** start **

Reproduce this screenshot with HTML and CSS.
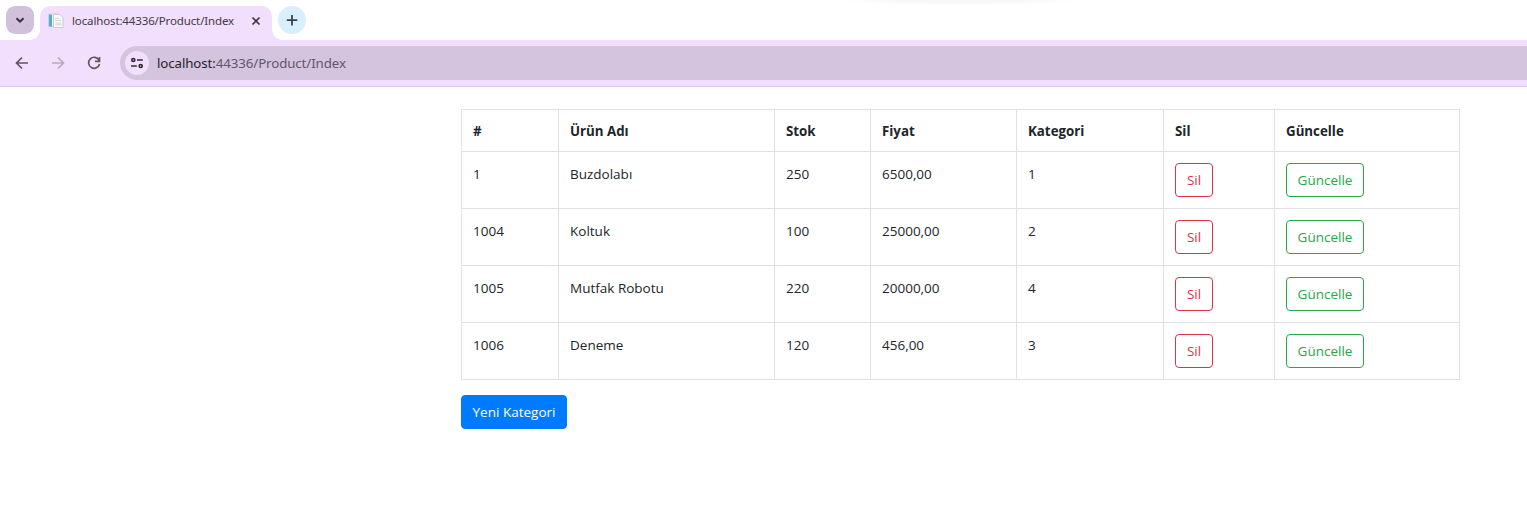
FILE: index.html
```html
<!DOCTYPE html>
<html lang="tr">
<head>
<meta charset="utf-8">
<title>Index</title>
<link rel="stylesheet" href="styles.css">
</head>
<body>
<header class="browser">
  <div class="tabstrip">
    <div class="tab-search"><svg width="28" height="28" viewBox="0 0 28 28"><path d="M10.500 12.200 14 15.700l3.500-3.500" fill="none" stroke="#35303a" stroke-width="2"/></svg></div>
    <div class="tab">
      <svg class="favicon" width="16" height="16" viewBox="0 0 16 16"><path d="M.5 1h10.500v12.500H.5z" fill="#f5f7f9" stroke="#cfd3d8"/><path d="M1 1.500h3v12H1z" fill="#58a9db"/><path d="M5.500 1.500h6.500l3 3v10H5.500z" fill="#fafafa" stroke="#cbcdd0"/><path d="M7.500 9.500h6v3h-6z" fill="#dfe2e5"/><path d="M7 5.500h4M7 7.500h6" stroke="#d5d8db"/></svg>
      <span class="tab-title">localhost:44336/Product/Index</span>
      <svg class="close" width="10" height="10" viewBox="0 0 10 10"><path d="m1.500 1.500 7 7m0-7-7 7" stroke="#3d3842" stroke-width="1.700"/></svg>
    </div>
    <div class="new-tab"><svg width="28" height="28" viewBox="0 0 28 28"><path d="M14 9v10.500M8.800 14.200h10.500" stroke="#3d4247" stroke-width="1.800"/></svg></div>
  </div>
  <div class="toolbar">
    <svg class="nav" width="16" height="16" viewBox="0 0 16 16"><path d="M14 8H3M8 2.500 2.500 8 8 13.500" fill="none" stroke="#5b5660" stroke-width="1.700"/></svg>
    <svg class="nav" width="16" height="16" viewBox="0 0 16 16"><path d="M2 8h11M8 2.500 13.500 8 8 13.500" fill="none" stroke="#b5abbd" stroke-width="1.700"/></svg>
    <svg class="nav" width="16" height="16" viewBox="0 0 16 16"><path d="M13 5.200A5.500 5.500 0 1 0 13.500 9M13.500 2v4.300H9" fill="none" stroke="#5b5660" stroke-width="1.700"/></svg>
    <div class="address">
      <div class="site-info"><svg width="24" height="24" viewBox="0 0 24 24" fill="none" stroke="#2e2933" stroke-width="1.700"><circle cx="8.300" cy="9" r="1.500"/><path d="M12 9h5.800M6 15h5.800"/><circle cx="15.700" cy="15" r="1.500"/></svg></div>
      <span class="url"><b>localhost:</b>44336/Product/Index</span>
    </div>
  </div>
</header>
<main class="content">
  <table class="products">
    <colgroup><col class="c-id"><col class="c-name"><col class="c-stock"><col class="c-price"><col class="c-category"><col class="c-delete"><col class="c-update"></colgroup>
    <thead><tr><th>#</th><th>Ürün Adı</th><th>Stok</th><th>Fiyat</th><th>Kategori</th><th>Sil</th><th>Güncelle</th></tr></thead>
    <tbody>
      <tr><td>1</td><td>Buzdolabı</td><td>250</td><td>6500,00</td><td>1</td><td><a class="btn danger">Sil</a></td><td><a class="btn success">Güncelle</a></td></tr>
      <tr><td>1004</td><td>Koltuk</td><td>100</td><td>25000,00</td><td>2</td><td><a class="btn danger">Sil</a></td><td><a class="btn success">Güncelle</a></td></tr>
      <tr><td>1005</td><td>Mutfak Robotu</td><td>220</td><td>20000,00</td><td>4</td><td><a class="btn danger">Sil</a></td><td><a class="btn success">Güncelle</a></td></tr>
      <tr><td>1006</td><td>Deneme</td><td>120</td><td>456,00</td><td>3</td><td><a class="btn danger">Sil</a></td><td><a class="btn success">Güncelle</a></td></tr>
    </tbody>
  </table>
  <a class="btn primary">Yeni Kategori</a>
</main>
</body>
</html>
```

FILE: styles.css
```css
* { box-sizing: border-box; }
body { margin: 0; height: 527px; overflow: hidden; background: #fff; color: #212529; font: 13.5px/22px "Open Sans", "Noto Sans", sans-serif; }
svg { display: block; flex: none; }
.browser { height: 87px; background: #f2dffd; border-bottom: 1px solid #d4c4de; font-family: "Noto Sans", sans-serif; }
.tabstrip { display: flex; height: 40px; padding: 6px 6px 0; background: radial-gradient(ellipse 120px 5px at 960px 0, #f8f8f8 60%, #fff); }
.tab-search { width: 28px; height: 28px; border-radius: 9px; background: #d1c1db; }
.tab { position: relative; display: flex; align-items: center; width: 232px; height: 34px; margin-left: 6px; padding: 0 11px 5px 8px; border-radius: 10px 10px 0 0; background: #f2dffd; }
.tab::before, .tab::after { content: ""; position: absolute; bottom: 0; width: 10px; height: 10px; }
.tab::before { left: -10px; background: radial-gradient(circle at 0 0, transparent 9.5px, #f2dffd 10px); }
.tab::after { right: -10px; background: radial-gradient(circle at 100% 0, transparent 9.5px, #f2dffd 10px); }
.tab-title { margin-left: 8px; color: #413b46; font-size: 11.5px; letter-spacing: -0.13px; white-space: nowrap; }
.close { margin-left: auto; }
.new-tab { width: 28px; height: 28px; margin-left: 6px; border-radius: 50%; background: #d9effe; }
.toolbar { display: flex; align-items: center; height: 46px; padding-left: 14px; }
.nav { margin-right: 20px; }
.address { display: flex; flex: 1; align-items: center; height: 34px; margin-left: -2px; padding-left: 5px; border-radius: 17px 0 0 17px; background: #d4c4de; }
.site-info { width: 24px; height: 24px; border-radius: 50%; background: #f2dffd; }
.url { margin-left: 8px; color: #605768; font-size: 13.3px; letter-spacing: -0.1px; }
.url b { color: #241f29; font-weight: 400; }
.content { padding: 22px 67px 0 461px; }
.products { width: 999px; margin-bottom: 15px; table-layout: fixed; border-collapse: separate; border-spacing: 0; border: solid #dee2e6; border-width: 1px 0 0 1px; }
.c-id { width: 97px; }
.c-name { width: 216px; }
.c-stock { width: 96px; }
.c-price { width: 146px; }
.c-category { width: 147px; }
.c-delete { width: 111px; }
.c-update { width: 185px; }
th, td { padding: 11px 0 0 11px; border: solid #dee2e6; border-width: 0 1px 1px 0; text-align: left; vertical-align: top; }
th { height: 42px; padding-top: 10px; font-size: 13.3px; }
td { height: 57px; }
.btn { display: inline-block; height: 34px; padding: 5px 0; border: 1px solid; border-radius: 4px; text-align: center; vertical-align: top; }
.danger { width: 38px; color: #dc3545; }
.success { width: 78px; color: #28a745; }
.primary { width: 106px; border-color: #007bff; background: #007bff; color: #fff; }
```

** end **

TASK REQUIREMENTS:
Pictures are excluded; output everything else in the data verbatim.

SOLUTION TO THIS PROBLEM:
Reproduce this screenshot with HTML and CSS.
FILE: index.html
```html
<!DOCTYPE html>
<html lang="tr">
<head>
<meta charset="utf-8">
<title>Index</title>
<link rel="stylesheet" href="styles.css">
</head>
<body>
<header class="browser">
  <div class="tabstrip">
    <div class="tab-search"><svg width="28" height="28" viewBox="0 0 28 28"><path d="M10.500 12.200 14 15.700l3.500-3.500" fill="none" stroke="#35303a" stroke-width="2"/></svg></div>
    <div class="tab">
      <svg class="favicon" width="16" height="16" viewBox="0 0 16 16"><path d="M.5 1h10.500v12.500H.5z" fill="#f5f7f9" stroke="#cfd3d8"/><path d="M1 1.500h3v12H1z" fill="#58a9db"/><path d="M5.500 1.500h6.500l3 3v10H5.500z" fill="#fafafa" stroke="#cbcdd0"/><path d="M7.500 9.500h6v3h-6z" fill="#dfe2e5"/><path d="M7 5.500h4M7 7.500h6" stroke="#d5d8db"/></svg>
      <span class="tab-title">localhost:44336/Product/Index</span>
      <svg class="close" width="10" height="10" viewBox="0 0 10 10"><path d="m1.500 1.500 7 7m0-7-7 7" stroke="#3d3842" stroke-width="1.700"/></svg>
    </div>
    <div class="new-tab"><svg width="28" height="28" viewBox="0 0 28 28"><path d="M14 9v10.500M8.800 14.200h10.500" stroke="#3d4247" stroke-width="1.800"/></svg></div>
  </div>
  <div class="toolbar">
    <svg class="nav" width="16" height="16" viewBox="0 0 16 16"><path d="M14 8H3M8 2.500 2.500 8 8 13.500" fill="none" stroke="#5b5660" stroke-width="1.700"/></svg>
    <svg class="nav" width="16" height="16" viewBox="0 0 16 16"><path d="M2 8h11M8 2.500 13.500 8 8 13.500" fill="none" stroke="#b5abbd" stroke-width="1.700"/></svg>
    <svg class="nav" width="16" height="16" viewBox="0 0 16 16"><path d="M13 5.200A5.500 5.500 0 1 0 13.500 9M13.500 2v4.300H9" fill="none" stroke="#5b5660" stroke-width="1.700"/></svg>
    <div class="address">
      <div class="site-info"><svg width="24" height="24" viewBox="0 0 24 24" fill="none" stroke="#2e2933" stroke-width="1.700"><circle cx="8.300" cy="9" r="1.500"/><path d="M12 9h5.800M6 15h5.800"/><circle cx="15.700" cy="15" r="1.500"/></svg></div>
      <span class="url"><b>localhost:</b>44336/Product/Index</span>
    </div>
  </div>
</header>
<main class="content">
  <table class="products">
    <colgroup><col class="c-id"><col class="c-name"><col class="c-stock"><col class="c-price"><col class="c-category"><col class="c-delete"><col class="c-update"></colgroup>
    <thead><tr><th>#</th><th>Ürün Adı</th><th>Stok</th><th>Fiyat</th><th>Kategori</th><th>Sil</th><th>Güncelle</th></tr></thead>
    <tbody>
      <tr><td>1</td><td>Buzdolabı</td><td>250</td><td>6500,00</td><td>1</td><td><a class="btn danger">Sil</a></td><td><a class="btn success">Güncelle</a></td></tr>
      <tr><td>1004</td><td>Koltuk</td><td>100</td><td>25000,00</td><td>2</td><td><a class="btn danger">Sil</a></td><td><a class="btn success">Güncelle</a></td></tr>
      <tr><td>1005</td><td>Mutfak Robotu</td><td>220</td><td>20000,00</td><td>4</td><td><a class="btn danger">Sil</a></td><td><a class="btn success">Güncelle</a></td></tr>
      <tr><td>1006</td><td>Deneme</td><td>120</td><td>456,00</td><td>3</td><td><a class="btn danger">Sil</a></td><td><a class="btn success">Güncelle</a></td></tr>
    </tbody>
  </table>
  <a class="btn primary">Yeni Kategori</a>
</main>
</body>
</html>
```

FILE: styles.css
```css
* { box-sizing: border-box; }
body { margin: 0; height: 527px; overflow: hidden; background: #fff; color: #212529; font: 13.5px/22px "Open Sans", "Noto Sans", sans-serif; }
svg { display: block; flex: none; }
.browser { height: 87px; background: #f2dffd; border-bottom: 1px solid #d4c4de; font-family: "Noto Sans", sans-serif; }
.tabstrip { display: flex; height: 40px; padding: 6px 6px 0; background: radial-gradient(ellipse 120px 5px at 960px 0, #f8f8f8 60%, #fff); }
.tab-search { width: 28px; height: 28px; border-radius: 9px; background: #d1c1db; }
.tab { position: relative; display: flex; align-items: center; width: 232px; height: 34px; margin-left: 6px; padding: 0 11px 5px 8px; border-radius: 10px 10px 0 0; background: #f2dffd; }
.tab::before, .tab::after { content: ""; position: absolute; bottom: 0; width: 10px; height: 10px; }
.tab::before { left: -10px; background: radial-gradient(circle at 0 0, transparent 9.5px, #f2dffd 10px); }
.tab::after { right: -10px; background: radial-gradient(circle at 100% 0, transparent 9.5px, #f2dffd 10px); }
.tab-title { margin-left: 8px; color: #413b46; font-size: 11.5px; letter-spacing: -0.13px; white-space: nowrap; }
.close { margin-left: auto; }
.new-tab { width: 28px; height: 28px; margin-left: 6px; border-radius: 50%; background: #d9effe; }
.toolbar { display: flex; align-items: center; height: 46px; padding-left: 14px; }
.nav { margin-right: 20px; }
.address { display: flex; flex: 1; align-items: center; height: 34px; margin-left: -2px; padding-left: 5px; border-radius: 17px 0 0 17px; background: #d4c4de; }
.site-info { width: 24px; height: 24px; border-radius: 50%; background: #f2dffd; }
.url { margin-left: 8px; color: #605768; font-size: 13.3px; letter-spacing: -0.1px; }
.url b { color: #241f29; font-weight: 400; }
.content { padding: 22px 67px 0 461px; }
.products { width: 999px; margin-bottom: 15px; table-layout: fixed; border-collapse: separate; border-spacing: 0; border: solid #dee2e6; border-width: 1px 0 0 1px; }
.c-id { width: 97px; }
.c-name { width: 216px; }
.c-stock { width: 96px; }
.c-price { width: 146px; }
.c-category { width: 147px; }
.c-delete { width: 111px; }
.c-update { width: 185px; }
th, td { padding: 11px 0 0 11px; border: solid #dee2e6; border-width: 0 1px 1px 0; text-align: left; vertical-align: top; }
th { height: 42px; padding-top: 10px; font-size: 13.3px; }
td { height: 57px; }
.btn { display: inline-block; height: 34px; padding: 5px 0; border: 1px solid; border-radius: 4px; text-align: center; vertical-align: top; }
.danger { width: 38px; color: #dc3545; }
.success { width: 78px; color: #28a745; }
.primary { width: 106px; border-color: #007bff; background: #007bff; color: #fff; }
```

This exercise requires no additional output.